MANILA -- Senator Panfilo Lacson on Friday urged the government to build up cases against politicians allegedly involved in illegal drugs as he cited several consequences in releasing the so-called narco-list.
In a radio interview, Lacson said unveiling the political figures on the list would give them a chance to take a backseat and lie low, which would give authorities a more difficult time in their surveillance and process of building up cases.
"Ang mas masama, maalarma ang mismong nasa lista at kung totoo involved sa droga, alangang magpapatuloy yan, mag-iingat yan. So mas mahirapan ang kapulisan at PDEA na surveillance yan kasi conscious siya minamanmanan pala siya dahil may intel report kung siya talagang involved (What's worse is, those on the list, especially with real drug links, would stop for a while and be more careful. So the police and PDEA [Philippine Drug Enforcement Agency] would have a difficult time in the surveillance because those [narco-politicians] would be more conscious that they are being monitored since there is an intel report that they are involved)," he said.
Lacson noted that if the police kept the information to themselves, they could build up a case, gather evidence and witnesses, and file the appropriate charges in court.
He also warned against the release of the narco-list, especially if not validated, as it would be a means to shame these officials, and could eventually serve as death warrants for them.
"Pangalawa hihiyain mo yan. Pangatlo pwedeng mapatay yan ng kung sinong eager beaver na gusto magmagaling. Halimbawa mali pala, nangyari yan in the past, si Governor Espino napangalanan. Tapos binawi, paano ang iba na di involved na hindi nabawi? (Secondly, you are shaming them. Thirdly, they could be killed by some eager beaver who wants to set things right. For example, like what happened in the past, Governor Espino was wrongly named. That was already retracted, but what about those who were wrongfully included in the list but were never corrected?)" Lacson said.

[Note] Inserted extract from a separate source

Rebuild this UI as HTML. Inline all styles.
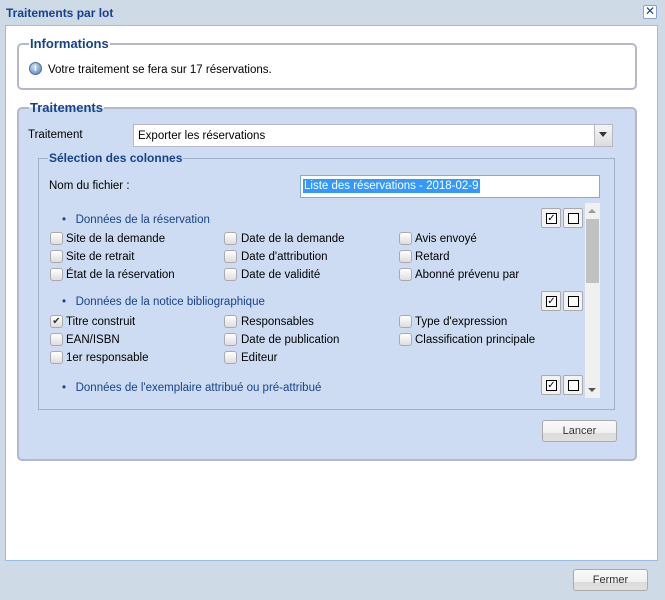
<!DOCTYPE html>
<html><head><meta charset="utf-8"><style>
*{box-sizing:border-box;margin:0;padding:0}
body{width:665px;height:600px;background:#cfdae7;font-family:"Liberation Sans",sans-serif;font-size:11px;color:#000;position:relative;overflow:hidden}
.a{position:absolute}
.title{left:6px;top:6px;font-weight:bold;color:#15428b;font-size:12px}
.close{left:643px;top:5px;width:14px;height:14px;border:1px solid #8aa3c6;background:#fff;border-radius:2px;font-size:12px;line-height:11px;text-align:center;color:#15428b}
.body{left:5px;top:25px;width:653px;height:536px;background:#fff;border:1px solid #99bbe8}
.fs{border:2px solid #b5b8c8;border-radius:5px}
.lg{background:#fff;color:#15428b;font-weight:bold;font-size:13px;padding:0 1px}
.cb{width:13px;height:13px;border:1px solid #aaa;border-radius:3px;background:linear-gradient(#fff,#ddd)}
.t{font-size:11.5px;padding-top:1px}
.btn{border:1px solid #aaa;border-radius:3px;background:linear-gradient(#fafafa 0,#f0f0f0 60%,#dcdcdc 61%,#e0e0e0);text-align:center;font-size:11px;line-height:21px;color:#333}
.hd{color:#15428b;font-size:11.5px;padding-top:1px}
.sq{width:20px;height:20px;border:1px solid #aaa;border-radius:2px;background:#f2f2f2}
.sq i{position:absolute;left:4px;top:4px;width:11px;height:11px;border:1px solid #000;background:#fff;font-style:normal;font-size:10px;line-height:9px;text-align:center}
</style></head><body>
<div class="a title">Traitements par lot</div>
<div class="a close">✕</div>
<div class="a body"></div>

<div class="a fs" style="left:17px;top:43px;width:620px;height:47px"></div>
<div class="a lg" style="left:29px;top:36px">Informations</div>
<div class="a" style="left:29px;top:62px;width:13px;height:13px;border-radius:50%;background:radial-gradient(circle at 40% 35%,#cfe0f5,#4c79b5);border:1px solid #4a6fa5;color:#fff;font-size:9px;font-weight:bold;text-align:center;line-height:11px">i</div>
<div class="a t" style="left:48px;top:63px">Votre traitement se fera sur 17 réservations.</div>

<div class="a fs" style="left:17px;top:107px;width:620px;height:354px;background:#cddcf2"></div>
<div class="a lg" style="left:29px;top:100px;background:linear-gradient(#fff 50%,#cddcf2 50%)">Traitements</div>
<div class="a t" style="left:28px;top:128px">Traitement</div>
<div class="a" style="left:133px;top:124px;width:480px;height:23px;background:#fff;border:1px solid #b5b8c8"></div>
<div class="a t" style="left:138px;top:129px">Exporter les réservations</div>
<div class="a" style="left:594px;top:125px;width:18px;height:21px;background:linear-gradient(#f5f5f5,#ddd);border-left:1px solid #b5b8c8"></div>
<div class="a" style="left:599px;top:132px;border:4px solid transparent;border-top:5px solid #333"></div>

<div class="a" style="left:38px;top:158px;width:577px;height:252px;border:1px solid #9fb0c8"></div>
<div class="a lg" style="left:48px;top:151px;background:linear-gradient(#cddcf2,#cddcf2);font-size:12px">Sélection des colonnes</div>
<div class="a t" style="left:49px;top:179px">Nom du fichier :</div>
<div class="a" style="left:300px;top:175px;width:300px;height:23px;background:#fff;border:1px solid #7eadd9"></div>
<div class="a" style="left:303px;top:179px;background:#3399ff;color:#fff;line-height:14px;padding:0 1px;font-size:11.5px">Liste des réservations - 2018-02-9</div>

<div class="a" style="left:585px;top:203px;width:15px;height:195px;background:#f0f0f0"></div>
<div class="a" style="left:586px;top:219px;width:13px;height:64px;background:#c1c1c1"></div>
<div class="a" style="left:588px;top:209px;border:4px solid transparent;border-bottom:4px solid #999;border-top:0"></div>
<div class="a" style="left:588px;top:388px;border:4px solid transparent;border-top:4px solid #555;border-bottom:0"></div>

<div class="a" style="left:38px;top:203px;width:547px;height:195px;overflow:hidden">
<div class="a hd" style="left:24px;top:10px">•&nbsp;&nbsp;&nbsp;Données de la réservation</div>
<div class="a sq" style="left:503px;top:5px"><i>✓</i></div><div class="a sq" style="left:525px;top:5px"><i></i></div>
<div class="a cb" style="left:12px;top:29px"></div><div class="a t" style="left:28px;top:29px">Site de la demande</div>
<div class="a cb" style="left:186px;top:29px"></div><div class="a t" style="left:203px;top:29px">Date de la demande</div>
<div class="a cb" style="left:361px;top:29px"></div><div class="a t" style="left:377px;top:29px">Avis envoyé</div>
<div class="a cb" style="left:12px;top:47px"></div><div class="a t" style="left:28px;top:47px">Site de retrait</div>
<div class="a cb" style="left:186px;top:47px"></div><div class="a t" style="left:203px;top:47px">Date d'attribution</div>
<div class="a cb" style="left:361px;top:47px"></div><div class="a t" style="left:377px;top:47px">Retard</div>
<div class="a cb" style="left:12px;top:65px"></div><div class="a t" style="left:28px;top:65px">État de la réservation</div>
<div class="a cb" style="left:186px;top:65px"></div><div class="a t" style="left:203px;top:65px">Date de validité</div>
<div class="a cb" style="left:361px;top:65px"></div><div class="a t" style="left:377px;top:65px">Abonné prévenu par</div>

<div class="a hd" style="left:24px;top:92px">•&nbsp;&nbsp;&nbsp;Données de la notice bibliographique</div>
<div class="a sq" style="left:503px;top:88px"><i>✓</i></div><div class="a sq" style="left:525px;top:88px"><i></i></div>
<div class="a cb" style="left:12px;top:112px;font-size:10px;line-height:11px;text-align:center;color:#333">✔</div><div class="a t" style="left:28px;top:112px">Titre construit</div>
<div class="a cb" style="left:186px;top:112px"></div><div class="a t" style="left:203px;top:112px">Responsables</div>
<div class="a cb" style="left:361px;top:112px"></div><div class="a t" style="left:377px;top:112px">Type d'expression</div>
<div class="a cb" style="left:12px;top:130px"></div><div class="a t" style="left:28px;top:130px">EAN/ISBN</div>
<div class="a cb" style="left:186px;top:130px"></div><div class="a t" style="left:203px;top:130px">Date de publication</div>
<div class="a cb" style="left:361px;top:130px"></div><div class="a t" style="left:377px;top:130px">Classification principale</div>
<div class="a cb" style="left:12px;top:148px"></div><div class="a t" style="left:28px;top:148px">1er responsable</div>
<div class="a cb" style="left:186px;top:148px"></div><div class="a t" style="left:203px;top:148px">Editeur</div>

<div class="a hd" style="left:24px;top:176px;line-height:16px;width:300px">•&nbsp;&nbsp;&nbsp;Données de l'exemplaire attribué ou pré-attribué<br>s'il y en a un</div>
<div class="a sq" style="left:503px;top:172px"><i>✓</i></div><div class="a sq" style="left:525px;top:172px"><i></i></div>
</div>

<div class="a btn" style="left:542px;top:420px;width:75px;height:22px">Lancer</div>
<div class="a btn" style="left:573px;top:569px;width:75px;height:22px">Fermer</div>
</body></html>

He also stressed that wiretapped information from foreign sources linking Filipinos to crimes, such as illegal drugs, is a violation of Philippine law and the State's policy to protect its citizens.
He contested Justice Secretary Menardo Guevarra's reported pronouncement that if the wiretapped conversation came from a country where wiretapping is not illegal, it "may be passed on to the Philippine government and considered admissible in Philippine courts."
"Mr. Secretary, possession of wiretapped material is also an offense," Lacson said in a post on his Twitter account.
Under Republic Act 4200 or the anti-wiretapping law, it is unlawful for any person not authorized by all the parties to any private communication or spoken word to secretly record such communication.
Section 2 of the law adds it is also unlawful "to knowingly possess" records or copies of any communication or spoken word secured via wiretapping.